#### INFORMATION SUPPLIED
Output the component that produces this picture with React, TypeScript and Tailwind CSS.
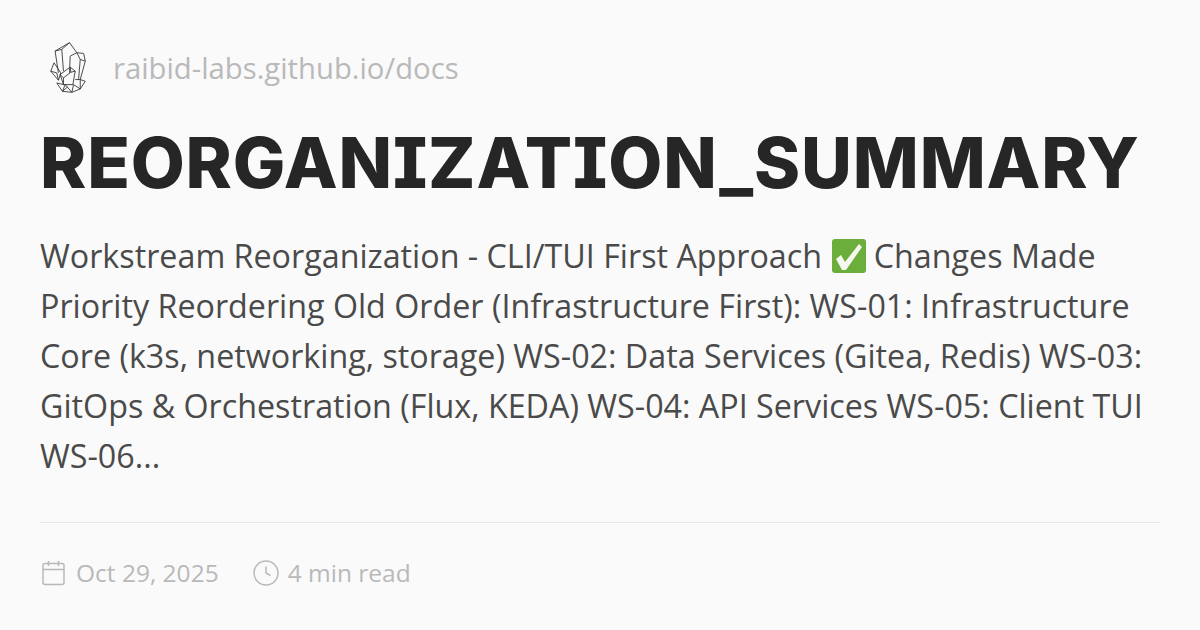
const Crystal = () => (
  <svg width="37" height="52" viewBox="60 38 110 155" fill="none" stroke="#333" strokeWidth="2.6" strokeLinejoin="round">
    <path d="M118 40L75 65L85 130M118 40L140 70L120 80L118 130M75 65L95 60L100 125M118 40L95 60" />
    <path d="M140 70L160 72L165 95L150 150L135 150M140 70L150 90L165 95M150 90L145 150" />
    <path d="M72 100L62 125L85 152L92 130L72 100ZM62 125L80 130L85 152" />
    <path d="M90 135L120 113L135 125L128 165L100 165L90 135ZM120 113L122 128L135 125M122 128L100 145L90 135M100 145L100 165" />
    <path d="M80 160L97 185L125 188L150 178L165 155L150 150M97 185L105 165L125 188L130 165L150 178L150 150M80 160L100 165M112 172L97 185" />
  </svg>
);

const CheckEmoji = () => (
  <svg width="34" height="34" viewBox="0 0 34 34" className="shrink-0 inline-block align-[-5px] ml-[2px] mr-[-1px]">
    <rect width="34" height="34" rx="3" fill="#6cae3c" />
    <path d="M4 20L9 16L13 23L27 5L30 8L14 31L10 31Z" fill="#f4f8ee" />
  </svg>
);

export default function App() {
  return (
    <div className="w-[1200px] h-[630px] overflow-hidden bg-[#fafafa] px-10 pt-[42px] font-['Open_Sans',sans-serif]">
      <div className="flex items-center gap-[26px] h-[52px] pl-[10px]">
        <Crystal />
        <span className="text-[29.25px] pt-[2px] text-[#b9b9b9]">raibid-labs.github.io/docs</span>
      </div>
      <h1 className="mt-[26px] text-[70px] leading-[86px] tracking-[0.82px] font-extrabold text-[#262626] whitespace-nowrap font-['Inter',sans-serif] [font-feature-settings:'cv08']">
        REORGANIZATION_SUMMARY
      </h1>
      <p className="mt-[25px] text-[32.25px] leading-[50px] text-[#4a4a4a]">
        Workstream Reorganization - CLI/TUI First Approach <CheckEmoji /> Changes Made<br />
        Priority Reordering Old Order (Infrastructure First): WS-01: Infrastructure<br />
        Core (k3s, networking, storage) WS-02: Data Services (Gitea, Redis) WS-03:<br />
        GitOps &amp; Orchestration (Flux, KEDA) WS-04: API Services WS-05: Client TUI<br />
        WS-06...
      </p>
      <div className="mt-[41px] border-t border-[#e8e8e8]" />
      <div className="mt-[32px] flex items-center text-[24.5px] text-[#b9b9b9]">
        <svg width="24" height="26" viewBox="0 0 24 26" fill="none" stroke="#b9b9b9" strokeWidth="1.5" className="ml-[2px]">
          <rect x="1" y="3.5" width="21" height="21" rx="2" />
          <path d="M1 9.5H22M6.5 1V6M16.500 1V6" />
        </svg>
        <span className="ml-[10px]">Oct 29, 2025</span>
        <svg width="26" height="26" viewBox="0 0 26 26" fill="none" stroke="#b9b9b9" strokeWidth="1.5" className="ml-[34px]">
          <circle cx="13" cy="13" r="12" />
          <path d="M13 6.500V13L17.500 15.500" />
        </svg>
        <span className="ml-[9px]">4 min read</span>
      </div>
    </div>
  );
}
########
**REQUEST**.
Omit every picture, then repeat the remaining data exactly as it appears above.

**EXERCISE OUTPUT**.
Output the component that produces this picture with React, TypeScript and Tailwind CSS.
const Crystal = () => (
  <svg width="37" height="52" viewBox="60 38 110 155" fill="none" stroke="#333" strokeWidth="2.6" strokeLinejoin="round">
    <path d="M118 40L75 65L85 130M118 40L140 70L120 80L118 130M75 65L95 60L100 125M118 40L95 60" />
    <path d="M140 70L160 72L165 95L150 150L135 150M140 70L150 90L165 95M150 90L145 150" />
    <path d="M72 100L62 125L85 152L92 130L72 100ZM62 125L80 130L85 152" />
    <path d="M90 135L120 113L135 125L128 165L100 165L90 135ZM120 113L122 128L135 125M122 128L100 145L90 135M100 145L100 165" />
    <path d="M80 160L97 185L125 188L150 178L165 155L150 150M97 185L105 165L125 188L130 165L150 178L150 150M80 160L100 165M112 172L97 185" />
  </svg>
);

const CheckEmoji = () => (
  <svg width="34" height="34" viewBox="0 0 34 34" className="shrink-0 inline-block align-[-5px] ml-[2px] mr-[-1px]">
    <rect width="34" height="34" rx="3" fill="#6cae3c" />
    <path d="M4 20L9 16L13 23L27 5L30 8L14 31L10 31Z" fill="#f4f8ee" />
  </svg>
);

export default function App() {
  return (
    <div className="w-[1200px] h-[630px] overflow-hidden bg-[#fafafa] px-10 pt-[42px] font-['Open_Sans',sans-serif]">
      <div className="flex items-center gap-[26px] h-[52px] pl-[10px]">
        <Crystal />
        <span className="text-[29.25px] pt-[2px] text-[#b9b9b9]">raibid-labs.github.io/docs</span>
      </div>
      <h1 className="mt-[26px] text-[70px] leading-[86px] tracking-[0.82px] font-extrabold text-[#262626] whitespace-nowrap font-['Inter',sans-serif] [font-feature-settings:'cv08']">
        REORGANIZATION_SUMMARY
      </h1>
      <p className="mt-[25px] text-[32.25px] leading-[50px] text-[#4a4a4a]">
        Workstream Reorganization - CLI/TUI First Approach <CheckEmoji /> Changes Made<br />
        Priority Reordering Old Order (Infrastructure First): WS-01: Infrastructure<br />
        Core (k3s, networking, storage) WS-02: Data Services (Gitea, Redis) WS-03:<br />
        GitOps &amp; Orchestration (Flux, KEDA) WS-04: API Services WS-05: Client TUI<br />
        WS-06...
      </p>
      <div className="mt-[41px] border-t border-[#e8e8e8]" />
      <div className="mt-[32px] flex items-center text-[24.5px] text-[#b9b9b9]">
        <svg width="24" height="26" viewBox="0 0 24 26" fill="none" stroke="#b9b9b9" strokeWidth="1.5" className="ml-[2px]">
          <rect x="1" y="3.5" width="21" height="21" rx="2" />
          <path d="M1 9.5H22M6.5 1V6M16.500 1V6" />
        </svg>
        <span className="ml-[10px]">Oct 29, 2025</span>
        <svg width="26" height="26" viewBox="0 0 26 26" fill="none" stroke="#b9b9b9" strokeWidth="1.5" className="ml-[34px]">
          <circle cx="13" cy="13" r="12" />
          <path d="M13 6.500V13L17.500 15.500" />
        </svg>
        <span className="ml-[9px]">4 min read</span>
      </div>
    </div>
  );
}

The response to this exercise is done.